Segundo a especialista, os limites e desafios do TCLE são variados. “O termo não exime o médico automaticamente da responsabilidade e vai ser apurado se ele o obteve adequadamente. A falta de padronização nos serviços, o uso de modelos genéricos e juridicamente frágeis, sem individualização, e a resistência cultural de médicos e paciente em fornecer e obter esse documento se constituem como desafios complexos a serem enfrentados.”
Responsabilidade Civil do Médico
Por fim, o advogado Cristiano Plate apresentou a aula “Responsabilidade Civil do Médico como se proteger de reclamações e processos?”. Ele recordou que, em 2024, a Saúde enfrentou mais de 666 mil processos e agora, em 2025, o total acumulado somente no primeiro semestre foi de 260 mil.

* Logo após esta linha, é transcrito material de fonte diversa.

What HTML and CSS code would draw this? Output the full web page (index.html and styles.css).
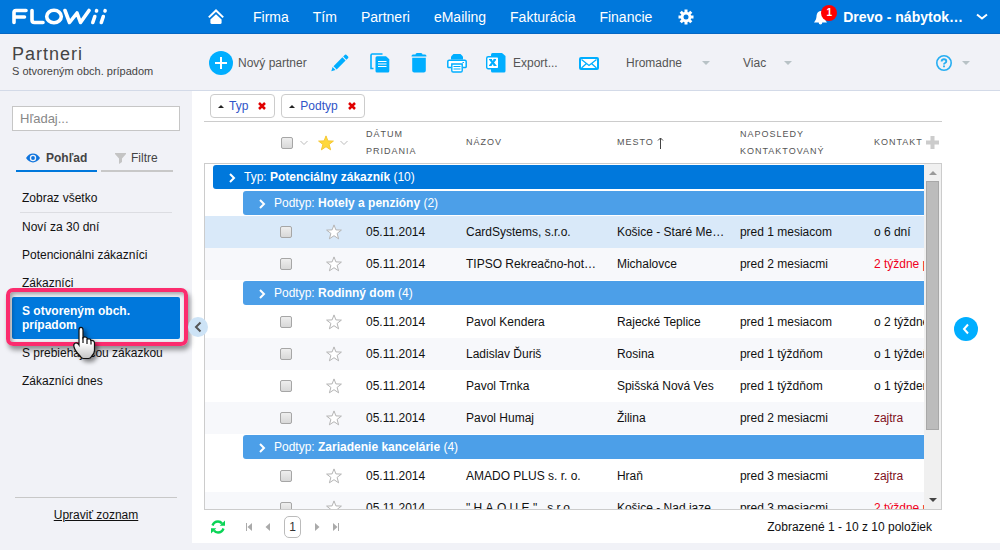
FILE: index.html
```html
<!DOCTYPE html>
<html lang="sk">
<head>
<meta charset="utf-8">
<meta name="viewport" content="width=device-width, initial-scale=1">
<title>Flowii – Partneri</title>
<link rel="stylesheet" href="styles.css">
</head>
<body>
<svg class="defs" width="0" height="0" aria-hidden="true">
  <symbol id="star" viewBox="0 0 16 16"><path d="M8 .900l1.900 5 5.500.2-4.300 3.300 1.500 5.400L8 11.700l-4.600 3.100 1.500-5.400L.6 6.100l5.500-.2z"/></symbol>
  <symbol id="chev" viewBox="0 0 8 10"><path d="M2 1l4 4-4 4"/></symbol>
  <symbol id="down" viewBox="0 0 8 6"><path d="M.500 1L4 4.500 7.500 1"/></symbol>
</svg>

<header class="topbar">
  <a class="logo" href="#" aria-label="Flowii">
    <svg width="96" height="18" viewBox="0 0 96 18" fill="none" stroke="#fff" stroke-width="3.600" stroke-linecap="round" stroke-linejoin="round">
      <path d="M14 2.500H4Q2 2.500 2 4.500V14.500M2.500 9H12.500M20 2.500V12Q20 14.500 22.500 14.500H31"/>
      <ellipse cx="42" cy="8.500" rx="7.300" ry="6.200"/>
      <path d="M53 2.500L57.500 14.500L65 5L68.500 14.500L77 2.500"/>
      <path d="M82.800 8.500L80.800 14.500M91.300 8.500L89.300 14.500M84.600 2.700L84.500 3M93.100 2.700L93 3"/>
    </svg>
  </a>
  <nav class="nav">
    <a class="nav-home" href="#" aria-label="Domov"><svg width="16" height="16" viewBox="0 0 16 16"><path d="M.8 8.400L8 1.500l7.200 6.900" fill="none" stroke="#fff" stroke-width="2"/><path d="M8 5.200l5.600 5.200V13.500q0 1.500-1.500 1.500H3.900q-1.500 0-1.500-1.500V10.400z" fill="#fff"/></svg></a>
    <a href="#">Firma</a><a href="#">Tím</a><a href="#">Partneri</a><a href="#">eMailing</a><a href="#">Fakturácia</a><a href="#">Financie</a>
    <a class="nav-gear" href="#" aria-label="Nastavenia"><svg width="16" height="16" viewBox="0 0 16 16"><g stroke="#fff" stroke-width="3"><path d="M8 .500v15M.500 8h15M2.700 2.700l10.600 10.600M13.300 2.700L2.700 13.300"/></g><circle cx="8" cy="8" r="5.300" fill="#fff"/><circle cx="8" cy="8" r="2.500" fill="#0078dc"/></svg></a>
  </nav>
  <div class="account">
    <button class="bell" type="button" aria-label="Upozornenia">
      <svg width="14" height="16" viewBox="0 0 14 16" fill="#fff"><path d="M6.500 2C3.500 2.400 2.700 5 2.500 7.500 2.300 10 1.500 11.500 0 13.500h13c-1.500-2-2.300-3.500-2.500-6C10.300 5 9.500 2.400 6.500 2z"/><circle cx="6.500" cy="13.700" r="1.800"/></svg>
      <span class="badge">1</span>
    </button>
    <button class="company" type="button">Drevo - nábytok…<svg width="12" height="8" viewBox="0 0 12 8" fill="none" stroke="#fff" stroke-width="2"><path d="M1 1.500l5 4 5-4"/></svg></button>
  </div>
</header>

<div class="toolbar">
  <div class="heading"><h1>Partneri</h1><p>S otvoreným obch. prípadom</p></div>
  <div class="tools">
    <button type="button" class="t-new"><svg width="24" height="24" viewBox="0 0 24 24"><circle cx="12" cy="12" r="12" fill="#00aeff"/><path d="M12 6v12M6 12h12" stroke="#fff" stroke-width="2"/></svg>Nový partner</button>
    <button type="button" class="t-edit" aria-label="Upraviť"><svg width="18" height="18" viewBox="0 0 18 18" fill="#00aeff"><path d="M.3 17.300l1.300-4.200 2.900 2.900zM2.500 12.200L11.400 3.300l3.200 3.200-8.900 8.900zM12.200 2.500L14 .7q.7-.5 1.300.1l1.800 1.800q.6.6.1 1.300l-1.800 1.800z"/></svg></button>
    <button type="button" class="t-copy" aria-label="Kopírovať"><svg width="20" height="20" viewBox="0 0 20 20"><path d="M12.500 1H2.200Q1 1 1 2.200V15.500H3.500" fill="none" stroke="#00aeff" stroke-width="1.600"/><path d="M7 3.200H16l3.300 3V18q0 1.500-1.500 1.500H7Q5.500 19.500 5.500 18V4.700Q5.500 3.200 7 3.200z" fill="#00aeff"/><path d="M8 8.500h8.500M8 11h8.500M8 13.500h8.500" stroke="#fff"/></svg></button>
    <button type="button" class="t-trash" aria-label="Odstrániť"><svg width="16" height="20" viewBox="0 0 16 20" fill="#00aeff"><path d="M4.500 1.500Q4.500 0 6 0h4q1.500 0 1.500 1.500h2.500q1.500 0 1.500 2H.5q0-2 1.500-2zM1.200 4.700h13.600V17.500q0 2-2 2H3.200q-2 0-2-2z"/></svg></button>
    <button type="button" class="t-print" aria-label="Tlačiť"><svg width="20" height="20" viewBox="0 0 20 20"><path d="M4 6.500V3.500L6.500 1h7L16 3.500v3z" fill="#00aeff"/><path d="M4 14.500H1.500Q.8 14.500.8 13.800V8.500Q.8 7.200 2.200 7.200h15.600q1.400 0 1.400 1.300v5.300q0 .7-.7.7H16" fill="#fff" stroke="#00aeff" stroke-width="1.500"/><path d="M4.800 11h10.400v6.700q0 1.300-1.300 1.300H6.100q-1.300 0-1.300-1.300z" fill="#fff" stroke="#00aeff" stroke-width="1.400"/><path d="M6.500 13.500h7M6.500 16h7M15.500 9.500h1.500" stroke="#00aeff" stroke-width="1.200"/></svg></button>
    <button type="button" class="t-export"><svg width="20" height="20" viewBox="0 0 20 20"><path d="M5 1.500Q5 0 6.500 0H16l3.500 3V18q0 1.500-1.500 1.500H6.500Q5 19.500 5 18z" fill="#00aeff"/><rect x=".700" y="3.700" width="12" height="12" rx="1.500" fill="#fff" stroke="#00aeff" stroke-width="1.400"/><path d="M4.200 6.500l5 6M9.200 6.500l-5 6" stroke="#00aeff" stroke-width="2"/><path d="M3 6.500h3M7.500 6.500h2.500M3 12.500h2.500M7.500 12.500h3" stroke="#00aeff"/></svg>Export...</button>
    <button type="button" class="t-mail" aria-label="E-mail"><svg width="20" height="13" viewBox="0 0 20 13" fill="none" stroke="#00aeff"><rect x="1" y="1" width="18" height="11" rx="1" stroke-width="2" fill="#fff"/><path d="M2.500 2.500L10 8.500l7.500-6M2.500 11l5-4.500M17.500 11l-5-4.500" stroke-width="1.300"/></svg></button>
    <button type="button" class="menu">Hromadne<i class="caret"></i></button>
    <button type="button" class="menu menu-more">Viac<i class="caret"></i></button>
    <button type="button" class="help" aria-label="Pomocník"><svg width="16" height="16" viewBox="0 0 16 16" fill="none" stroke="#27aef2"><circle cx="8" cy="8" r="7.200" stroke-width="1.600"/><path d="M5.600 6.500Q5.800 4.300 8 4.300t2.300 1.900Q10.300 7.300 9 8 8 8.500 8 9.600M8 10.600v1.700" stroke-width="1.900"/></svg><i class="caret"></i></button>
  </div>
</div>

<div class="page">
  <aside class="sidebar">
    <input class="search" type="search" placeholder="Hľadaj..." aria-label="Hľadaj">
    <div class="tabs">
      <button type="button" class="tab tab-on"><svg width="14" height="10" viewBox="0 0 14 10"><path d="M0 5Q3 .600 7 .600T14 5Q11 9.400 7 9.400T0 5z" fill="#0f74dd"/><circle cx="7" cy="5" r="3.200" fill="#f1f2f7"/><circle cx="7" cy="5" r="1.900" fill="#0f74dd"/></svg>Pohľad</button>
      <button type="button" class="tab"><svg width="11" height="11" viewBox="0 0 11 11" fill="#c4c4c4"><path d="M0 0h11v1L7 5.500V9L4 11V5.500L0 1z"/></svg>Filtre</button>
    </div>
    <ul class="views">
      <li class="all"><a href="#">Zobraz všetko</a></li>
      <li><a href="#">Noví za 30 dní</a></li>
      <li><a href="#">Potencionálni zákazníci</a></li>
      <li><a href="#">Zákazníci</a></li>
      <li class="current"><a href="#">S otvoreným obch. prípadom</a><span class="marker"></span>
        <svg class="pointer" width="26" height="36" viewBox="0 0 26 36"><defs><linearGradient id="hand" x1="0" y1="0" x2="0" y2="1"><stop offset=".5" stop-color="#fff"/><stop offset="1" stop-color="#c4c4c4"/></linearGradient></defs><path d="M7 20V5q0-2.700 2-2.700T11 5v8q1-1.500 3-.800 1.500.5 1.500 1.800 3-.8 3.500 1.500 3.500-.5 3.500 3v7q0 3-3 6-1 2-3 2h-5q-2 0-3-2Q3 26 2 22q-1-3 1.500-4 2-.5 3.500 2z" fill="url(#hand)" stroke="#111" stroke-width="1.200"/><path d="M11 12v6M15 13.500V19M19 15v4.500" stroke="#111" stroke-width="1.200"/></svg>
      </li>
      <li><a href="#">S prebiehajúcou zákazkou</a></li>
      <li><a href="#">Zákazníci dnes</a></li>
    </ul>
    <div class="edit-list"><a href="#">Upraviť zoznam</a></div>
    <button class="collapse" type="button" aria-label="Skryť panel"><svg width="8" height="12" viewBox="0 0 8 12" fill="none" stroke="#555" stroke-width="2"><path d="M6.500 1.500L2 6l4.500 4.500"/></svg></button>
  </aside>

  <main class="content">
    <section class="grid">
      <div class="chips">
        <button type="button" class="chip"><i class="up"></i>Typ<svg width="8" height="8" viewBox="0 0 8 8"><path d="M1 1l6 6M7 1L1 7" stroke="#e00000" stroke-width="2.500"/></svg></button>
        <button type="button" class="chip"><i class="up"></i>Podtyp<svg width="8" height="8" viewBox="0 0 8 8"><path d="M1 1l6 6M7 1L1 7" stroke="#e00000" stroke-width="2.500"/></svg></button>
      </div>
      <div class="head">
        <table>
          <colgroup><col class="c-check"><col class="c-star"><col class="c-date"><col><col class="c-city"><col class="c-last"><col class="c-next"></colgroup>
          <thead><tr>
            <th><span class="pick pick-check"><input type="checkbox" aria-label="Vybrať všetko"><svg class="drop" width="8" height="6"><use href="#down"/></svg></span></th>
            <th><span class="pick pick-star"><svg class="gold" width="16" height="16"><use href="#star"/></svg><svg class="drop" width="8" height="6"><use href="#down"/></svg></span></th>
            <th>Dátum pridania</th><th>Názov</th>
            <th>Mesto <svg class="sort" width="7" height="12" viewBox="0 0 7 12" fill="none" stroke="#444"><path d="M3.500 12V1M1 3.500l2.500-2.500L6 3.500"/></svg></th>
            <th>Naposledy kontaktovaný</th><th class="cut">Kontakt</th>
          </tr></thead>
        </table>
        <button class="add" type="button" aria-label="Pridať stĺpec"><svg width="13" height="13" viewBox="0 0 13 13"><path d="M6.500 0v13M0 6.500h13" stroke="#ccc" stroke-width="4"/></svg></button>
      </div>
      <div class="body">
        <div class="rows">
        <table>
          <colgroup><col class="c-check"><col class="c-star"><col class="c-date"><col><col class="c-city"><col class="c-last"><col class="c-next"></colgroup>
          <tbody>
            <tr class="group"><td colspan="7"><div><svg width="8" height="10"><use href="#chev"/></svg>Typ: <b>Potenciálny zákazník</b> (10)</div></td></tr>
            <tr class="group sub"><td colspan="7"><div><svg width="8" height="10"><use href="#chev"/></svg>Podtyp: <b>Hotely a penzióny</b> (2)</div></td></tr>
            <tr class="hover"><td><input type="checkbox" aria-label="CardSystems"></td><td><svg class="fav" width="16" height="16"><use href="#star"/></svg></td><td>05.11.2014</td><td>CardSystems, s.r.o.</td><td>Košice - Staré Me…</td><td>pred 1 mesiacom</td><td>o 6 dní</td></tr>
            <tr class="alt"><td><input type="checkbox" aria-label="TIPSO"></td><td><svg class="fav" width="16" height="16"><use href="#star"/></svg></td><td>05.11.2014</td><td>TIPSO Rekreačno-hot…</td><td>Michalovce</td><td>pred 2 mesiacmi</td><td class="late">2 týždne po</td></tr>
            <tr class="group sub"><td colspan="7"><div><svg width="8" height="10"><use href="#chev"/></svg>Podtyp: <b>Rodinný dom</b> (4)</div></td></tr>
            <tr><td><input type="checkbox" aria-label="Pavol Kendera"></td><td><svg class="fav" width="16" height="16"><use href="#star"/></svg></td><td>05.11.2014</td><td>Pavol Kendera</td><td>Rajecké Teplice</td><td>pred 1 mesiacom</td><td>o 2 týždne</td></tr>
            <tr class="alt"><td><input type="checkbox" aria-label="Ladislav Ďuriš"></td><td><svg class="fav" width="16" height="16"><use href="#star"/></svg></td><td>05.11.2014</td><td>Ladislav Ďuriš</td><td>Rosina</td><td>pred 1 týždňom</td><td>o 1 týždeň</td></tr>
            <tr><td><input type="checkbox" aria-label="Pavol Trnka"></td><td><svg class="fav" width="16" height="16"><use href="#star"/></svg></td><td>05.11.2014</td><td>Pavol Trnka</td><td>Spišská Nová Ves</td><td>pred 1 týždňom</td><td>o 1 týždeň</td></tr>
            <tr class="alt"><td><input type="checkbox" aria-label="Pavol Humaj"></td><td><svg class="fav" width="16" height="16"><use href="#star"/></svg></td><td>05.11.2014</td><td>Pavol Humaj</td><td>Žilina</td><td>pred 2 mesiacmi</td><td class="soon">zajtra</td></tr>
            <tr class="group sub"><td colspan="7"><div><svg width="8" height="10"><use href="#chev"/></svg>Podtyp: <b>Zariadenie kancelárie</b> (4)</div></td></tr>
            <tr><td><input type="checkbox" aria-label="AMADO PLUS"></td><td><svg class="fav" width="16" height="16"><use href="#star"/></svg></td><td>05.11.2014</td><td>AMADO PLUS s. r. o.</td><td>Hraň</td><td>pred 3 mesiacmi</td><td class="soon">zajtra</td></tr>
            <tr class="alt"><td><input type="checkbox" aria-label="H.A.Q.U.E."></td><td><svg class="fav" width="16" height="16"><use href="#star"/></svg></td><td>05.11.2014</td><td>" H.A.Q.U.E." , s.r.o.</td><td>Košice - Nad jaze…</td><td>pred 3 mesiacmi</td><td class="late">2 týždne po</td></tr>
          </tbody>
        </table>
        </div>
        <div class="scroll" aria-hidden="true"><i class="arrow arrow-up"></i><span class="track"><span class="thumb"></span></span><i class="arrow arrow-down"></i></div>
      </div>
      <footer class="pager">
        <button type="button" class="refresh" aria-label="Obnoviť"><svg width="14" height="14" viewBox="0 0 14 14"><path d="M1.500 5.500Q3 1.500 7 1.500q2.500 0 4 2M12.500 8.500Q11 12.500 7 12.500q-2.500 0-4-2" fill="none" stroke="#0ad456" stroke-width="2.400"/><path d="M14 .500v5.300H8.700zM0 13.500V8.200h5.300z" fill="#0ad456"/></svg></button>
        <button type="button" aria-label="Prvá"><svg width="6" height="8" viewBox="0 0 6 8" fill="#aaa"><path d="M0 0h1v8H0zM6 0v8L1.500 4z"/></svg></button>
        <button type="button" aria-label="Predchádzajúca"><svg width="6" height="8" viewBox="0 0 6 8" fill="#aaa"><path d="M5 0v8L.500 4z"/></svg></button>
        <button type="button" class="num">1</button>
        <button type="button" aria-label="Ďalšia"><svg width="6" height="8" viewBox="0 0 6 8" fill="#aaa"><path d="M1 0v8l4.500-4z"/></svg></button>
        <button type="button" aria-label="Posledná"><svg width="6" height="8" viewBox="0 0 6 8" fill="#aaa"><path d="M5 0h1v8H5zM0 0v8l4.500-4z"/></svg></button>
        <span class="count">Zobrazené 1 - 10 z 10 položiek</span>
      </footer>
    </section>
    <div class="rail"><button type="button" aria-label="Zobraziť panel"><svg width="8" height="12" viewBox="0 0 8 12" fill="none" stroke="#fff" stroke-width="2"><path d="M6 1.500L2 6l4 4.500"/></svg></button></div>
  </main>
</div>
</body>
</html>
```
FILE: styles.css
```css
* { box-sizing: border-box; }
body {
  margin: 0;
  height: 100vh;
  display: flex;
  flex-direction: column;
  overflow: hidden;
  background: #f1f2f7;
  color: #111;
  font: 12px/14px "Liberation Sans", Arial, sans-serif;
}
.defs { position: absolute; }
svg { display: block; flex: none; }
a { color: inherit; text-decoration: none; }
button { display: flex; align-items: center; padding: 0; border: 0; background: none; color: inherit; font: inherit; }

.topbar {
  flex: none;
  display: flex;
  align-items: center;
  height: 34px;
  padding: 0 12px;
  background: #0078dc;
  border-bottom: 1px solid #0568c4;
  color: #fff;
  font-size: 14px;
}
.logo { width: 196px; }
.nav { display: flex; align-items: center; gap: 24px; }
.nav-home { margin-right: 5px; }
.nav-gear { margin-left: 2px; }
.account { display: flex; align-items: center; margin-left: auto; gap: 15px; font-weight: bold; }
.bell { position: relative; }
.badge {
  position: absolute;
  left: 7px;
  top: -4px;
  width: 16px;
  height: 16px;
  border-radius: 8px;
  background: #f00;
  color: #fff;
  font: bold 10px/16px "Liberation Sans", Arial, sans-serif;
  text-align: center;
}
.company { gap: 13px; }

.toolbar {
  flex: none;
  display: flex;
  height: 57px;
  padding-left: 12px;
  border-bottom: 1px solid #d3dae8;
}
.heading { width: 197px; padding-top: 10px; color: #444; }
.heading h1 { margin: 0; font-size: 18px; font-weight: normal; line-height: 20px; letter-spacing: 1px; }
.heading p { margin: 0; font-size: 11px; }
.tools { flex: 1; display: flex; align-items: center; padding: 2px 30px 0 0; color: #555; }
.t-new { gap: 5px; width: 122px; }
.t-edit { width: 39px; }
.t-copy { width: 41px; }
.t-trash { width: 36px; }
.t-print { width: 39px; }
.t-export { gap: 7px; width: 93px; }
.t-mail { width: 47px; }
.menu { gap: 20px; width: 117px; }
.menu-more { width: 52px; gap: 18px; }
.help { gap: 10px; margin-left: auto; }
.caret { border: 4px solid transparent; border-top-color: #b8c2c6; border-bottom: 0; }

.page { flex: 1; min-height: 0; display: flex; padding-bottom: 7px; }
.sidebar { position: relative; width: 192px; flex: none; display: flex; flex-direction: column; padding: 15px 12px 0; }
.search {
  width: 100%;
  height: 25px;
  padding: 0 7px;
  border: 1px solid #c6c6c6;
  background: #fff;
  font: 13px "Liberation Sans", Arial, sans-serif;
}
.search::placeholder { color: #888; }
.tabs { display: flex; gap: 4px; padding: 15px 7px 0 4px; }
.tab { flex: 1; height: 26px; gap: 5px; padding-left: 14px; border-bottom: 2px solid #c8c8c8; color: #444; }
.tab-on { flex: none; width: 81px; gap: 6px; padding-left: 10px; border-color: #0078dc; font-weight: bold; }
.views { margin: 12px 0 0; padding: 0; list-style: none; }
.views a { display: block; padding: 7px 10px; }
.all { margin: 0 8px 0; border-bottom: 1px solid #dcdde2; }
.views .all a { padding: 7px 2px; }
.current { position: relative; border-radius: 2px; background: #0078dc; color: #fff; font-weight: bold; }
.views .current a { padding-right: 40px; }
.marker {
  position: absolute;
  inset: -9px -8px -7px -6px;
  border: 4px solid #fb2c6e;
  border-radius: 7px;
  box-shadow: 2px 4px 5px rgba(0, 0, 0, .4), inset 2px 2px 4px rgba(0, 0, 0, .35);
}
.pointer { position: absolute; left: 60px; top: 28px; filter: drop-shadow(3px 3px 2px rgba(0, 0, 0, .45)); }
.edit-list { margin: auto 3px 21px; padding-top: 10px; border-top: 1px solid #c8c8c8; text-align: center; }
.edit-list a { text-decoration: underline; }
.collapse {
  position: absolute;
  right: -16px;
  top: 226px;
  width: 20px;
  height: 20px;
  border-radius: 10px;
  justify-content: center;
  background: #cde3f6;
}

.content { flex: 1; min-width: 0; display: flex; background: #fff; }
.grid { flex: 1; min-width: 0; display: flex; flex-direction: column; padding: 3px 0 0 12px; }
.chips { display: flex; gap: 6px; padding: 0 6px 3px; }
.chip { height: 24px; gap: 5px; padding: 0 8px 0 7px; border: 1px solid #ccc; border-radius: 4px; color: #2f55c8; }
.chip svg { margin-left: 5px; }
.up { border: 3px solid transparent; border-bottom-color: #222; border-top: 0; }
.head { display: flex; align-items: center; height: 42px; border-top: 1px solid #ccc; padding: 0 2px 0 1px; }
table { flex: 1; min-width: 0; width: 100%; table-layout: fixed; border-collapse: collapse; }
.c-check { width: 100px; }
.c-star { width: 53px; }
.c-date { width: 100px; }
.c-city { width: 123px; }
.c-last { width: 134px; }
.c-next { width: 58px; }
th {
  padding: 0 8px;
  color: #555;
  font-size: 9px;
  font-weight: normal;
  line-height: 17px;
  letter-spacing: 1px;
  text-align: left;
  text-transform: uppercase;
}
th.cut { padding-right: 4px; overflow: hidden; }
.sort { display: inline-block; vertical-align: middle; }
.pick { display: flex; align-items: center; gap: 7px; }
.pick-check { padding-left: 68px; }
.pick-star { padding-left: 5px; gap: 6px; }
.gold { fill: #ffd83b; stroke: #f5c733; stroke-width: 1; }
.drop { fill: none; stroke: #bbb; stroke-width: 1; }
.add { flex: none; width: 16px; justify-content: center; }
input[type="checkbox"] {
  appearance: none;
  display: block;
  flex: none;
  width: 12px;
  height: 12px;
  margin: 0;
  border: 1px solid #a6a6a6;
  border-radius: 2px;
  background: linear-gradient(#eee, #d8d8d8);
}
.body { flex: 1; min-height: 0; display: flex; border: 1px solid #ccc; }
.rows { flex: 1; min-width: 0; overflow: hidden; }
td { height: 32px; padding: 0 0 0 8px; white-space: nowrap; overflow: hidden; }
td:first-child { padding-left: 75px; }
td:nth-child(2) { padding-left: 21px; }
.fav { fill: #fff; stroke: #b4b4b4; stroke-width: 1; }
.hover { background: #d9e9f9; }
.alt { background: #f7f8fb; }
.late { color: #f00020; }
.soon { color: #801020; }
.group td:first-child { height: 26px; padding: 0 0 0 8px; }
.group.sub td:first-child { padding-left: 38px; }
.group div { height: 24px; padding-left: 15px; border-radius: 3px 0 0 3px; background: #0078dc; color: #fff; line-height: 24px; }
.group.sub div { background: #4c9fe8; }
.group svg { display: inline-block; margin-right: 8px; vertical-align: middle; fill: none; stroke: #fff; stroke-width: 2; }
.scroll { flex: none; width: 17px; display: flex; flex-direction: column; align-items: center; background: #f0f0f0; }
.track { flex: 1; width: 13px; }
.thumb { display: block; height: 80%; border: 1px solid #a8a8a8; background: #bcbcbc; }
.arrow { border: 4px solid transparent; }
.arrow-up { margin: 7px 0 6px; border-top: 0; border-bottom-color: #999; }
.arrow-down { margin: 6px 0 7px; border-bottom: 0; border-top-color: #444; }
.pager { display: flex; align-items: center; gap: 13px; height: 33px; padding: 0 10px 0 7px; }
.refresh { margin-right: 8px; }
.num { width: 17px; height: 22px; justify-content: center; border: 1px solid #bbb; border-radius: 5px; color: #333; }
.count { margin-left: auto; }
.rail { flex: none; width: 58px; display: flex; align-items: center; padding: 24px 0 0 12px; }
.rail button { width: 24px; height: 24px; border-radius: 12px; justify-content: center; background: #00aeff; }
```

“A área civil é aquela em que o paciente vai buscar uma indenização, que é quando um profissional gera um dano. No Brasil, a responsabilidade é subjetiva e é preciso demonstrar a culpa por meio de negligência, imprudência ou imperícia. Se um paciente morre em uma cirurgia, por exemplo, o médico não é responsabilizado se ele comprova que realizou a melhor técnica possível e não submeteu o paciente a riscos desnecessários”, ilustrou.
Para Plate, os erros mais comuns que levam ao processo se dividem entre o médico não explicar as nuances do procedimento, não registrar as decisões do paciente, ter uma postura fria ou arrogante e não documentar complicações. Conforme o advogado, neste contexto, o prontuário médico é um documento essencial, pois acaba validando a ação dos profissionais e, nele, deve conter anotações completas sobre as condutas adotadas e suas respectivas justificativas. “O prontuário vai defender vocês em processos éticos ou judiciais.”
O palestrante reforçou que boa comunicação e tratamento individualizado contribuem efetivamente para evitar processos. “É preciso seguir protocolos, estar sempre estudando, estar de acordo com as boas práticas e diretrizes das sociedades médicas e justificar a atuação nos prontuários. Os médicos precisam conhecer a responsabilidade que envolve suas atuações e estar ciente dos riscos. Com ética, técnica e documentação, é possível exercer a Medicina com mais humanidade.”